>> Begin

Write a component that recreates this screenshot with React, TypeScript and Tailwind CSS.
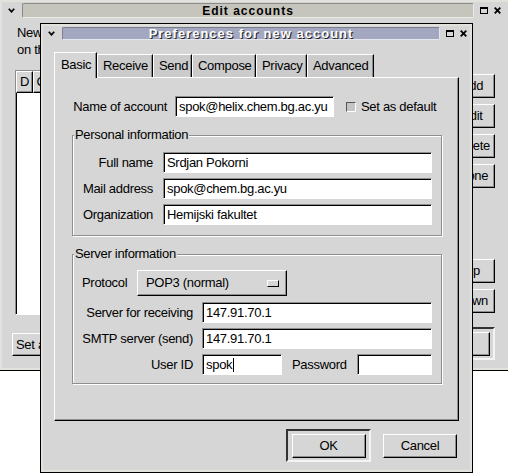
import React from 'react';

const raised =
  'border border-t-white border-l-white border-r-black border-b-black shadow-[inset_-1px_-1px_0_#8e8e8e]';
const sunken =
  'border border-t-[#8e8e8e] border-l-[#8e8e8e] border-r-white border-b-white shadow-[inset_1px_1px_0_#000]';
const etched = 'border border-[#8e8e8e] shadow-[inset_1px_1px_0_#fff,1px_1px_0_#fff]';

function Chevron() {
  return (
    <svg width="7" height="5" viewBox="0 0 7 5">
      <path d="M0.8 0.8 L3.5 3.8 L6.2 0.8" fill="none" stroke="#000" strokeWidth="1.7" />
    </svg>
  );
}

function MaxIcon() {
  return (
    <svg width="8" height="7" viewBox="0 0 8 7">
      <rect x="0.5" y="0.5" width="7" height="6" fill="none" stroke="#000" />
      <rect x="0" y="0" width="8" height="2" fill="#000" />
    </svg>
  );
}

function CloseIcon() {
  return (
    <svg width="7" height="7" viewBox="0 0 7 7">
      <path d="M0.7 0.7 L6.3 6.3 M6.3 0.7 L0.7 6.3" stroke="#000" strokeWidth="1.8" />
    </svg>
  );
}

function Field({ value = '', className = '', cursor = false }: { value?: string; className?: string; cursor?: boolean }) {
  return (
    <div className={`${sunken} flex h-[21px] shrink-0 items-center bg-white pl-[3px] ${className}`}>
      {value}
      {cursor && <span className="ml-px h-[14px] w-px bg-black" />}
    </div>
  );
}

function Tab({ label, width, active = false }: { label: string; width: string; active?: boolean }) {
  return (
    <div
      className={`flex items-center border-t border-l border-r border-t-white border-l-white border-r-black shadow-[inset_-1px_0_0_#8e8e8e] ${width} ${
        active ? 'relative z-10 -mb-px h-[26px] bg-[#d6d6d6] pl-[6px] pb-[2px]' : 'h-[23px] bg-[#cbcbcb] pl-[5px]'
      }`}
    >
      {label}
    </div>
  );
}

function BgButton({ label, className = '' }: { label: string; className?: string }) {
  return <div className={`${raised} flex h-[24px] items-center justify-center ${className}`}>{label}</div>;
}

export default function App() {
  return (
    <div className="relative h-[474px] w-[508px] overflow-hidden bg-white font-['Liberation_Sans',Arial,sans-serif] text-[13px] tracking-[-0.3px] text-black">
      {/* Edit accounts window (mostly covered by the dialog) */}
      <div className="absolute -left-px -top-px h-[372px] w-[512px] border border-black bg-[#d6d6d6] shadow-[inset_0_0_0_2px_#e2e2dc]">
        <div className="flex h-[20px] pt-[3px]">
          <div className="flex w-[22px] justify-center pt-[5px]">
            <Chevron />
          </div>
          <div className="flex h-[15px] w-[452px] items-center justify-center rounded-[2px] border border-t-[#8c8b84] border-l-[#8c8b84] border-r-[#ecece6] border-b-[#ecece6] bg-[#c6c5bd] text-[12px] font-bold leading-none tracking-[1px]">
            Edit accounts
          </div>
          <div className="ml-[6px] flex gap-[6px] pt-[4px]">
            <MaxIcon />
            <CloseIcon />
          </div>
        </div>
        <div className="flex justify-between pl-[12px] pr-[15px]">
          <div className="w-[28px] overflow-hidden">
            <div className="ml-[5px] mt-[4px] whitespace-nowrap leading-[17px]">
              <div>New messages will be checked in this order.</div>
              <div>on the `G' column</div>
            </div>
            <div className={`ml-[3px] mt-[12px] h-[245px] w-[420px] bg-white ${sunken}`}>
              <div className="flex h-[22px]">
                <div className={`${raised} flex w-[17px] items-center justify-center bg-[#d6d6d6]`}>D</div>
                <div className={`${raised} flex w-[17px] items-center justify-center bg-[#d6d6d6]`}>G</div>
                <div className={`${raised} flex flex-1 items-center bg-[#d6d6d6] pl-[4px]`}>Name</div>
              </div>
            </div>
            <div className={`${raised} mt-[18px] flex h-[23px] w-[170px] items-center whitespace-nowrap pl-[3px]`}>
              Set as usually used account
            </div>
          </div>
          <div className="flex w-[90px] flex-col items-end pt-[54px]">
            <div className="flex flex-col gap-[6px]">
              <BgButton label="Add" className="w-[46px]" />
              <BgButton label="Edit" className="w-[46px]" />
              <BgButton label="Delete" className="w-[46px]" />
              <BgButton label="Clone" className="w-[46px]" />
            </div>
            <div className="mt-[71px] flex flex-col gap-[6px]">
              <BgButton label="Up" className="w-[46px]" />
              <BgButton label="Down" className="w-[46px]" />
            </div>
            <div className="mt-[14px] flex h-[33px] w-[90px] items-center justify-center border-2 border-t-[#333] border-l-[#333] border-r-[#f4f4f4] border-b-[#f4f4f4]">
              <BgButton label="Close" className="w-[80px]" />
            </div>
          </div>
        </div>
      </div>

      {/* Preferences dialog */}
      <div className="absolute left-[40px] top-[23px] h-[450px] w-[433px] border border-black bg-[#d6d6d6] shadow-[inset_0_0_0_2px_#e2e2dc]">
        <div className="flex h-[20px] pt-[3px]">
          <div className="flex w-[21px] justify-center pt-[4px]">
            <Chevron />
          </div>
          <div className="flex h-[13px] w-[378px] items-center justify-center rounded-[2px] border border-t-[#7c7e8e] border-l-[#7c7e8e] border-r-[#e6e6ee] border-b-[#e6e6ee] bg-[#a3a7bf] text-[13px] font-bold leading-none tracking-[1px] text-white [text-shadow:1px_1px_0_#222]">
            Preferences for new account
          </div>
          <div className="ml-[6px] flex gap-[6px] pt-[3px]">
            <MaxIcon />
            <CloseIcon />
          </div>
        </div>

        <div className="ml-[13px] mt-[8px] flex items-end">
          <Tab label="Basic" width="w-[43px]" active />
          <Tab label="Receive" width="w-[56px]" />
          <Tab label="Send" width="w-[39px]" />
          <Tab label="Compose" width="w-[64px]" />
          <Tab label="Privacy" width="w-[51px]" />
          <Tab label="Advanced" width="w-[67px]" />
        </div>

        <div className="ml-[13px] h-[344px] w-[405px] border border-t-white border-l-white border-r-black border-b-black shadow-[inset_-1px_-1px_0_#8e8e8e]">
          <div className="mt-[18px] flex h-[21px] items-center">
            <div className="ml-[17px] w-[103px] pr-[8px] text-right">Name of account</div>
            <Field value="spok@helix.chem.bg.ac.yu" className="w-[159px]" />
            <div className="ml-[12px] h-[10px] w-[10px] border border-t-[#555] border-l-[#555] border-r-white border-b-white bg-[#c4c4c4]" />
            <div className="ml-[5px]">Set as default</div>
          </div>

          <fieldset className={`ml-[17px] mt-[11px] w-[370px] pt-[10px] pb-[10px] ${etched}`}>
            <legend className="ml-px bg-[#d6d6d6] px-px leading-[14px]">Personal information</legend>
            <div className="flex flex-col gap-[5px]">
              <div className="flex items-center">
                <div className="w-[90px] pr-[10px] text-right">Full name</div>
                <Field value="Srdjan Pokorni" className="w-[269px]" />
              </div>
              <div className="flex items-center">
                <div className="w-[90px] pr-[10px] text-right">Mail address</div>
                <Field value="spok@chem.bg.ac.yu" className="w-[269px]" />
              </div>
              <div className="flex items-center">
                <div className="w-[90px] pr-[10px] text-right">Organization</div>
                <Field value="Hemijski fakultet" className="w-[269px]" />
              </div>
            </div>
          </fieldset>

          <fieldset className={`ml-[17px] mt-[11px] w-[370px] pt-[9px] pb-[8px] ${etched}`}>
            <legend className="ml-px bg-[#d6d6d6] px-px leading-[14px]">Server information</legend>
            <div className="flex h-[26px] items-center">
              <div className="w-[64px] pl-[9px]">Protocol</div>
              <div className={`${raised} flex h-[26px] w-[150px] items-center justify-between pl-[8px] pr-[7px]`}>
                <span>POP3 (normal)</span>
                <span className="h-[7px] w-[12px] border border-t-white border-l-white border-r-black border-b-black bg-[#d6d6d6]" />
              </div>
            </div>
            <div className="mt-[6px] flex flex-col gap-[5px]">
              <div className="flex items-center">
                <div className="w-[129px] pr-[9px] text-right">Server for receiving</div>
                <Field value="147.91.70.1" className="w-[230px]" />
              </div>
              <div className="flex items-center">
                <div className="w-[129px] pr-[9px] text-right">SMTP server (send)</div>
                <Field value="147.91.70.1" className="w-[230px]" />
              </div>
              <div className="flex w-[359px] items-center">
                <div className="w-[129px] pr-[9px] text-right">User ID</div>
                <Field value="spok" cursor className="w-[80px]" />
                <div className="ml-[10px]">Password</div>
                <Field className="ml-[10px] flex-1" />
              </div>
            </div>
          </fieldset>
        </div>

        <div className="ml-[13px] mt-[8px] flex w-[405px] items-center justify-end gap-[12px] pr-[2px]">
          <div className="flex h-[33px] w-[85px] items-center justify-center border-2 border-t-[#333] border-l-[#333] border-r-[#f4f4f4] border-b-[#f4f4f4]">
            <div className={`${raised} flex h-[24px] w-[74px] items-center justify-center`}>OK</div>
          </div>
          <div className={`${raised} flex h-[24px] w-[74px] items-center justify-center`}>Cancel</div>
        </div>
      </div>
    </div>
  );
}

>> End

- [Problem statement]: From the first line above down to the line with "import React from 'react';", reproduce every line and no others, omitting pictures.

- [Exercise answer]:
Write a component that recreates this screenshot with React, TypeScript and Tailwind CSS.
import React from 'react';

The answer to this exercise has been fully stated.